__DATASET EXCERPT__:

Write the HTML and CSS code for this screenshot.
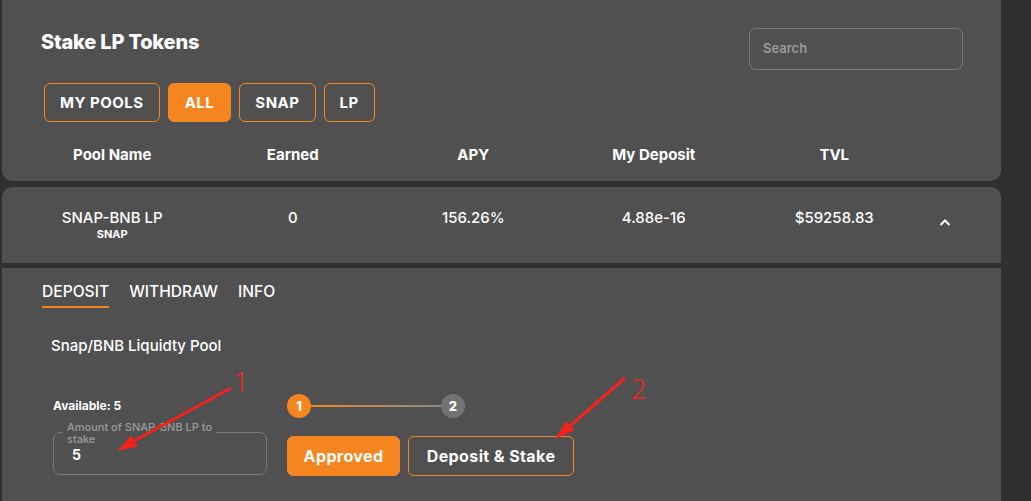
FILE: index.html
```html
<!DOCTYPE html>
<html lang="en">
<head>
<meta charset="utf-8">
<title>Stake LP Tokens</title>
<link rel="stylesheet" href="styles.css">
</head>
<body>
<div class="page">
  <section class="card card-top">
    <div class="top-row">
      <h1 class="title">Stake LP Tokens</h1>
      <div class="search">Search</div>
    </div>
    <div class="filters">
      <button class="filter">MY POOLS</button>
      <button class="filter active">ALL</button>
      <button class="filter">SNAP</button>
      <button class="filter">LP</button>
    </div>
    <div class="grid head">
      <div>Pool Name</div>
      <div>Earned</div>
      <div>APY</div>
      <div>My Deposit</div>
      <div>TVL</div>
      <div></div>
    </div>
  </section>

  <section class="card card-row">
    <div class="grid row">
      <div class="pool">
        <div class="pool-name">SNAP-BNB LP</div>
        <div class="pool-sub">SNAP</div>
      </div>
      <div>0</div>
      <div>156.26%</div>
      <div>4.88e-16</div>
      <div>$59258.83</div>
      <div class="chev">
        <svg width="12" height="8" viewBox="0 0 12 8"><polyline points="1.5,7 6,2.5 10.5,7" fill="none" stroke="#fff" stroke-width="2"/></svg>
      </div>
    </div>
  </section>

  <section class="card card-detail">
    <nav class="tabs">
      <span class="tab active">DEPOSIT</span>
      <span class="tab">WITHDRAW</span>
      <span class="tab">INFO</span>
    </nav>
    <div class="pool-title">Snap/BNB Liquidty Pool</div>
    <div class="form">
      <div class="form-left">
        <div class="avail">Available: 5</div>
        <div class="input">
          <span class="input-label">Amount of SNAP-BNB LP to<br>stake</span>
          <span class="input-value">5</span>
        </div>
      </div>
      <div class="form-right">
        <div class="stepper">
          <span class="step done">1</span>
          <span class="step-line"></span>
          <span class="step">2</span>
        </div>
        <div class="actions">
          <button class="btn btn-fill">Approved</button>
          <button class="btn btn-outline">Deposit &amp; Stake</button>
        </div>
      </div>
    </div>
  </section>
</div>

<svg class="annot" width="1031" height="501" viewBox="0 0 1031 501">
  <line x1="231" y1="388" x2="134" y2="441" stroke="#f5221b" stroke-width="3"/>
  <polygon points="117,451 137.6,446.6 131.4,435.6" fill="#f5221b"/>
  <text x="233" y="392" class="annot-num">1</text>
  <line x1="625" y1="378" x2="570" y2="426" stroke="#f5221b" stroke-width="3"/>
  <polygon points="555,439 574.2,430.6 566.0,421.2" fill="#f5221b"/>
  <text x="631" y="399" class="annot-num">2</text>
</svg>
</body>
</html>
```

FILE: styles.css
```css
* { box-sizing: border-box; }
html, body { margin: 0; padding: 0; }
body {
  background: #2f2f2f;
  font-family: "Inter", "Lato", sans-serif;
  color: #fff;
  width: 1031px;
  height: 501px;
  overflow: hidden;
  position: relative;
}
.page {
  padding-left: 2px;
  width: 1001px;
}
.card {
  background: #505050;
}
.card-top {
  height: 181px;
  border-radius: 0 0 10px 10px;
  padding-top: 28px;
}
.top-row {
  display: flex;
  justify-content: space-between;
  align-items: flex-start;
  padding: 0 38px 0 39px;
}
.title {
  margin: 2px 0 0;
  font-size: 20px;
  line-height: 24px;
  font-weight: 800;
  letter-spacing: -0.2px;
}
.search {
  width: 214px;
  height: 42px;
  border: 1px solid #7a7a7a;
  border-radius: 7px;
  padding: 10px 13px;
  font-size: 13px;
  font-weight: 600;
  color: #9c9c9c;
  line-height: 18px;
}
.filters {
  display: flex;
  gap: 8px;
  margin-top: 13px;
  padding-left: 42px;
}
.filter {
  height: 39px;
  padding: 0 15px;
  border: 1px solid #f5861f;
  border-radius: 6px;
  background: transparent;
  color: #fff;
  font-family: inherit;
  font-size: 15px;
  font-weight: 700;
  letter-spacing: 0.5px;
}
.filter.active {
  background: #f5861f;
  padding: 0 16px;
}
.grid {
  display: grid;
  grid-template-columns: repeat(5, 180.5px) 41px;
  padding-left: 20px;
  text-align: center;
}
.head {
  margin-top: 23px;
  font-size: 15px;
  line-height: 20px;
  font-weight: 700;
}
.card-row {
  margin-top: 6px;
  height: 76px;
  border-radius: 10px 10px 0 0;
  padding-top: 21px;
}
.row {
  font-size: 15px;
  line-height: 20px;
  font-weight: 500;
}
.pool-sub {
  font-size: 11px;
  line-height: 13px;
  font-weight: 700;
}
.chev {
  padding-top: 10px;
  line-height: 0;
}
.card-detail {
  margin-top: 5px;
  height: 240px;
  padding: 14px 0 0 40px;
}
.tabs {
  display: flex;
  gap: 20px;
}
.tab {
  font-size: 15.6px;
  line-height: 20px;
  font-weight: 500;
  padding-bottom: 4px;
  border-bottom: 2px solid transparent;
}
.tab.active {
  border-bottom-color: #f5861f;
}
.pool-title {
  margin-top: 28px;
  padding-left: 9px;
  font-size: 15px;
  line-height: 20px;
  font-weight: 500;
}
.form {
  display: flex;
  gap: 20px;
  margin-top: 38px;
  padding-left: 11px;
}
.form-left {
  width: 214px;
}
.avail {
  font-size: 12px;
  line-height: 24px;
  font-weight: 700;
}
.input {
  position: relative;
  margin-top: 14px;
  height: 43px;
  border: 1px solid #7a7a7a;
  border-radius: 7px;
  display: flex;
  align-items: center;
  padding-left: 18px;
}
.input-label {
  position: absolute;
  left: 9px;
  top: -12px;
  padding: 0 4px;
  background: #505050;
  color: #9c9c9c;
  font-size: 11px;
  line-height: 12px;
  font-weight: 500;
}
.input-value {
  font-size: 14px;
  font-weight: 700;
  padding-top: 2px;
}
.stepper {
  display: flex;
  align-items: center;
  height: 24px;
}
.step {
  width: 24px;
  height: 24px;
  border-radius: 50%;
  background: #737373;
  color: #fff;
  font-size: 13px;
  font-weight: 800;
  display: flex;
  align-items: center;
  justify-content: center;
}
.step.done {
  background: #f5861f;
}
.step-line {
  width: 130px;
  height: 2px;
  background: linear-gradient(to right, #f5861f, #8a8a8a);
}
.actions {
  display: flex;
  gap: 8px;
  margin-top: 18px;
}
.btn {
  height: 40px;
  border-radius: 6px;
  font-family: inherit;
  font-size: 16px;
  font-weight: 700;
  color: #fff;
  letter-spacing: 0.4px;
}
.btn-fill {
  width: 113px;
  background: #f5861f;
  border: 1px solid #f5861f;
}
.btn-outline {
  width: 166px;
  background: transparent;
  border: 1px solid #f5861f;
}
.annot {
  position: absolute;
  left: 0;
  top: 0;
  pointer-events: none;
}
.annot-num {
  font-family: "Noto Sans", sans-serif;
  font-weight: 300;
  font-size: 27px;
  fill: #f5221b;
}
```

__WHAT THE TASK REQUIRES__:
Reproduce the listing above exactly, excluding all pictures.

__ANSWER TO THE EXERCISE__:
Write the HTML and CSS code for this screenshot.
FILE: index.html
```html
<!DOCTYPE html>
<html lang="en">
<head>
<meta charset="utf-8">
<title>Stake LP Tokens</title>
<link rel="stylesheet" href="styles.css">
</head>
<body>
<div class="page">
  <section class="card card-top">
    <div class="top-row">
      <h1 class="title">Stake LP Tokens</h1>
      <div class="search">Search</div>
    </div>
    <div class="filters">
      <button class="filter">MY POOLS</button>
      <button class="filter active">ALL</button>
      <button class="filter">SNAP</button>
      <button class="filter">LP</button>
    </div>
    <div class="grid head">
      <div>Pool Name</div>
      <div>Earned</div>
      <div>APY</div>
      <div>My Deposit</div>
      <div>TVL</div>
      <div></div>
    </div>
  </section>

  <section class="card card-row">
    <div class="grid row">
      <div class="pool">
        <div class="pool-name">SNAP-BNB LP</div>
        <div class="pool-sub">SNAP</div>
      </div>
      <div>0</div>
      <div>156.26%</div>
      <div>4.88e-16</div>
      <div>$59258.83</div>
      <div class="chev">
        <svg width="12" height="8" viewBox="0 0 12 8"><polyline points="1.5,7 6,2.5 10.5,7" fill="none" stroke="#fff" stroke-width="2"/></svg>
      </div>
    </div>
  </section>

  <section class="card card-detail">
    <nav class="tabs">
      <span class="tab active">DEPOSIT</span>
      <span class="tab">WITHDRAW</span>
      <span class="tab">INFO</span>
    </nav>
    <div class="pool-title">Snap/BNB Liquidty Pool</div>
    <div class="form">
      <div class="form-left">
        <div class="avail">Available: 5</div>
        <div class="input">
          <span class="input-label">Amount of SNAP-BNB LP to<br>stake</span>
          <span class="input-value">5</span>
        </div>
      </div>
      <div class="form-right">
        <div class="stepper">
          <span class="step done">1</span>
          <span class="step-line"></span>
          <span class="step">2</span>
        </div>
        <div class="actions">
          <button class="btn btn-fill">Approved</button>
          <button class="btn btn-outline">Deposit &amp; Stake</button>
        </div>
      </div>
    </div>
  </section>
</div>

<svg class="annot" width="1031" height="501" viewBox="0 0 1031 501">
  <line x1="231" y1="388" x2="134" y2="441" stroke="#f5221b" stroke-width="3"/>
  <polygon points="117,451 137.6,446.6 131.4,435.6" fill="#f5221b"/>
  <text x="233" y="392" class="annot-num">1</text>
  <line x1="625" y1="378" x2="570" y2="426" stroke="#f5221b" stroke-width="3"/>
  <polygon points="555,439 574.2,430.6 566.0,421.2" fill="#f5221b"/>
  <text x="631" y="399" class="annot-num">2</text>
</svg>
</body>
</html>
```

FILE: styles.css
```css
* { box-sizing: border-box; }
html, body { margin: 0; padding: 0; }
body {
  background: #2f2f2f;
  font-family: "Inter", "Lato", sans-serif;
  color: #fff;
  width: 1031px;
  height: 501px;
  overflow: hidden;
  position: relative;
}
.page {
  padding-left: 2px;
  width: 1001px;
}
.card {
  background: #505050;
}
.card-top {
  height: 181px;
  border-radius: 0 0 10px 10px;
  padding-top: 28px;
}
.top-row {
  display: flex;
  justify-content: space-between;
  align-items: flex-start;
  padding: 0 38px 0 39px;
}
.title {
  margin: 2px 0 0;
  font-size: 20px;
  line-height: 24px;
  font-weight: 800;
  letter-spacing: -0.2px;
}
.search {
  width: 214px;
  height: 42px;
  border: 1px solid #7a7a7a;
  border-radius: 7px;
  padding: 10px 13px;
  font-size: 13px;
  font-weight: 600;
  color: #9c9c9c;
  line-height: 18px;
}
.filters {
  display: flex;
  gap: 8px;
  margin-top: 13px;
  padding-left: 42px;
}
.filter {
  height: 39px;
  padding: 0 15px;
  border: 1px solid #f5861f;
  border-radius: 6px;
  background: transparent;
  color: #fff;
  font-family: inherit;
  font-size: 15px;
  font-weight: 700;
  letter-spacing: 0.5px;
}
.filter.active {
  background: #f5861f;
  padding: 0 16px;
}
.grid {
  display: grid;
  grid-template-columns: repeat(5, 180.5px) 41px;
  padding-left: 20px;
  text-align: center;
}
.head {
  margin-top: 23px;
  font-size: 15px;
  line-height: 20px;
  font-weight: 700;
}
.card-row {
  margin-top: 6px;
  height: 76px;
  border-radius: 10px 10px 0 0;
  padding-top: 21px;
}
.row {
  font-size: 15px;
  line-height: 20px;
  font-weight: 500;
}
.pool-sub {
  font-size: 11px;
  line-height: 13px;
  font-weight: 700;
}
.chev {
  padding-top: 10px;
  line-height: 0;
}
.card-detail {
  margin-top: 5px;
  height: 240px;
  padding: 14px 0 0 40px;
}
.tabs {
  display: flex;
  gap: 20px;
}
.tab {
  font-size: 15.6px;
  line-height: 20px;
  font-weight: 500;
  padding-bottom: 4px;
  border-bottom: 2px solid transparent;
}
.tab.active {
  border-bottom-color: #f5861f;
}
.pool-title {
  margin-top: 28px;
  padding-left: 9px;
  font-size: 15px;
  line-height: 20px;
  font-weight: 500;
}
.form {
  display: flex;
  gap: 20px;
  margin-top: 38px;
  padding-left: 11px;
}
.form-left {
  width: 214px;
}
.avail {
  font-size: 12px;
  line-height: 24px;
  font-weight: 700;
}
.input {
  position: relative;
  margin-top: 14px;
  height: 43px;
  border: 1px solid #7a7a7a;
  border-radius: 7px;
  display: flex;
  align-items: center;
  padding-left: 18px;
}
.input-label {
  position: absolute;
  left: 9px;
  top: -12px;
  padding: 0 4px;
  background: #505050;
  color: #9c9c9c;
  font-size: 11px;
  line-height: 12px;
  font-weight: 500;
}
.input-value {
  font-size: 14px;
  font-weight: 700;
  padding-top: 2px;
}
.stepper {
  display: flex;
  align-items: center;
  height: 24px;
}
.step {
  width: 24px;
  height: 24px;
  border-radius: 50%;
  background: #737373;
  color: #fff;
  font-size: 13px;
  font-weight: 800;
  display: flex;
  align-items: center;
  justify-content: center;
}
.step.done {
  background: #f5861f;
}
.step-line {
  width: 130px;
  height: 2px;
  background: linear-gradient(to right, #f5861f, #8a8a8a);
}
.actions {
  display: flex;
  gap: 8px;
  margin-top: 18px;
}
.btn {
  height: 40px;
  border-radius: 6px;
  font-family: inherit;
  font-size: 16px;
  font-weight: 700;
  color: #fff;
  letter-spacing: 0.4px;
}
.btn-fill {
  width: 113px;
  background: #f5861f;
  border: 1px solid #f5861f;
}
.btn-outline {
  width: 166px;
  background: transparent;
  border: 1px solid #f5861f;
}
.annot {
  position: absolute;
  left: 0;
  top: 0;
  pointer-events: none;
}
.annot-num {
  font-family: "Noto Sans", sans-serif;
  font-weight: 300;
  font-size: 27px;
  fill: #f5221b;
}
```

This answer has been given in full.